Independence System

discrete-mathematics combinatorics

Definition

Independence System

An independence system is a pair $(E,\mathcal{I})$ where $E$ is a finite non-empty set and $\mathcal{I}\subseteq 2^E$ is a family of independent sets satisfying two axioms:

1. Non-emptiness: $\varnothing \in \mathcal{I}$.
2. Heredity: If $X\subseteq Y$ and $Y\in \mathcal{I}$, then $X\in \mathcal{I}$.

Equivalently, $\mathcal{I}$ is a downward-closed family containing the empty set.

Interpretation

An independence system is the minimal structure that lets one speak of “acceptable” subsets with the property that subsetting never breaks acceptability. It captures the first two of the three matroid axioms.

The key point is that an independence system is weaker than a matroid. It drops exchangeability. As a result, two things that matroids guarantee can fail here:

• maximal independent sets may have different sizes;
• the greedy algorithm may return a suboptimal solution.

Why it is not yet a matroid

Without exchangeability, a small independent set can be stuck: no available element extends it, even though a larger independent set exists elsewhere. Greedy can then paint itself into a corner.

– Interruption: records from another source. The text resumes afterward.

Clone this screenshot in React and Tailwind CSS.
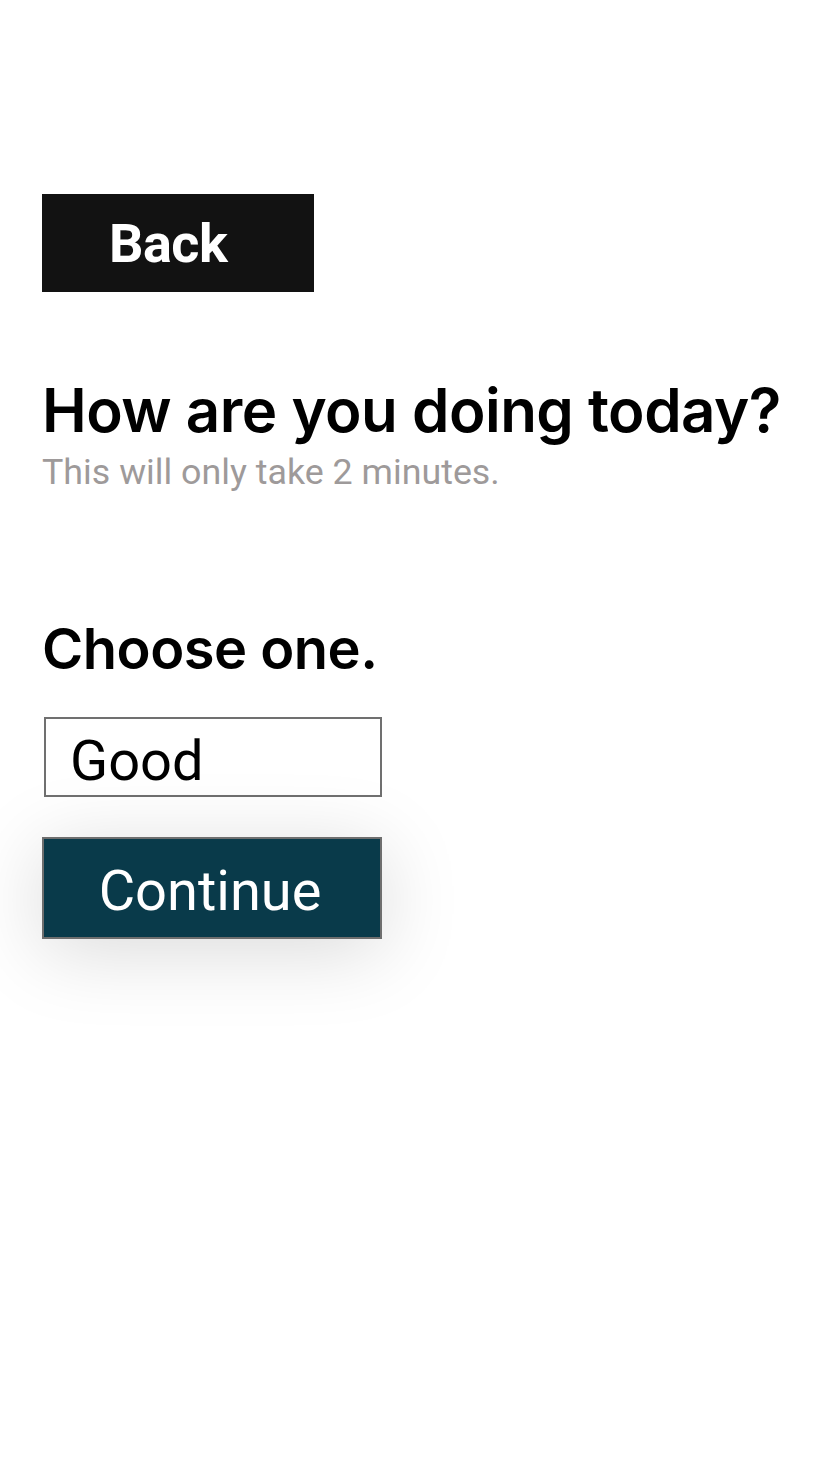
export default function App() {
  return (
    <div className="min-h-[1472px] bg-white px-[42px] pt-[194px]">
      {/* Back */}
      <button className="flex h-[98px] w-[272px] items-center bg-[#121212] pl-[67px] text-[54px] font-bold tracking-[-0.5px] text-white [font-family:Roboto,sans-serif]">
        Back
      </button>

      {/* Heading */}
      <div className="mt-[82px]">
        <h1 className="text-[60px] font-semibold leading-[72px] tracking-[-0.5px] text-black [font-family:Inter,sans-serif]">
          How are you doing today?
        </h1>
        <p className="mt-[6px] text-[35.8px] leading-[40px] text-[#9e9a9a] [font-family:Roboto,sans-serif]">
          This will only take 2 minutes.
        </p>
      </div>

      {/* Choice */}
      <h2 className="mt-[122px] text-[56px] font-semibold leading-[70px] tracking-[-0.5px] text-black [font-family:Inter,sans-serif]">
        Choose one.
      </h2>

      <div className="mt-[33px] ml-[2px] flex h-[80px] w-[338px] items-center border-2 border-[#707070] pl-[24px] pt-[8px] text-[56px] text-black [font-family:Roboto,sans-serif]">
        Good
      </div>

      <button className="mt-[40px] flex h-[102px] w-[340px] items-center justify-center border-2 border-[#6e6e6e] bg-[#093a4a] pt-[6px] pr-[4px] text-[56px] text-white shadow-[0_12px_80px_rgba(0,0,0,0.15)] [font-family:Roboto,sans-serif]">
        Continue
      </button>
    </div>
  );
}
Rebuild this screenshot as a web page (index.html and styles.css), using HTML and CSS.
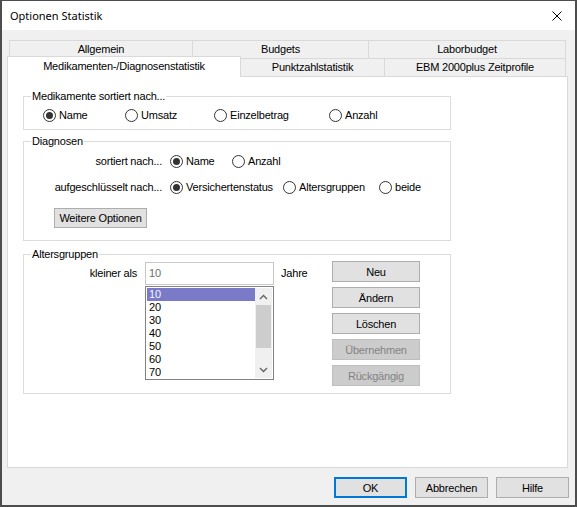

Concretely, take $E=\{a,b,c\}$ and

$$\mathcal{I}=\{\varnothing ,\{a\},\{b\},\{c\},\{a,b\}\}.$$

This is downward-closed and contains the empty set, so it is an independence system. But $\{a,b\}$ and $\{c\}$ are both maximal independent sets of different sizes, and the exchange axiom fails: $\{c\}$ cannot be extended by $a$ or $b$ to a size-$2$ independent set.

Relation to Matroids

A matroid is precisely an independence system that also satisfies exchangeability. In other words,

$$\text{matroid}=\text{independence system}+\text{exchange}.$$

This is why the matroid axioms are presented in two stages in many treatments: first the downward-closed shape, then the balancing axiom that turns the shape into something greedy can exploit.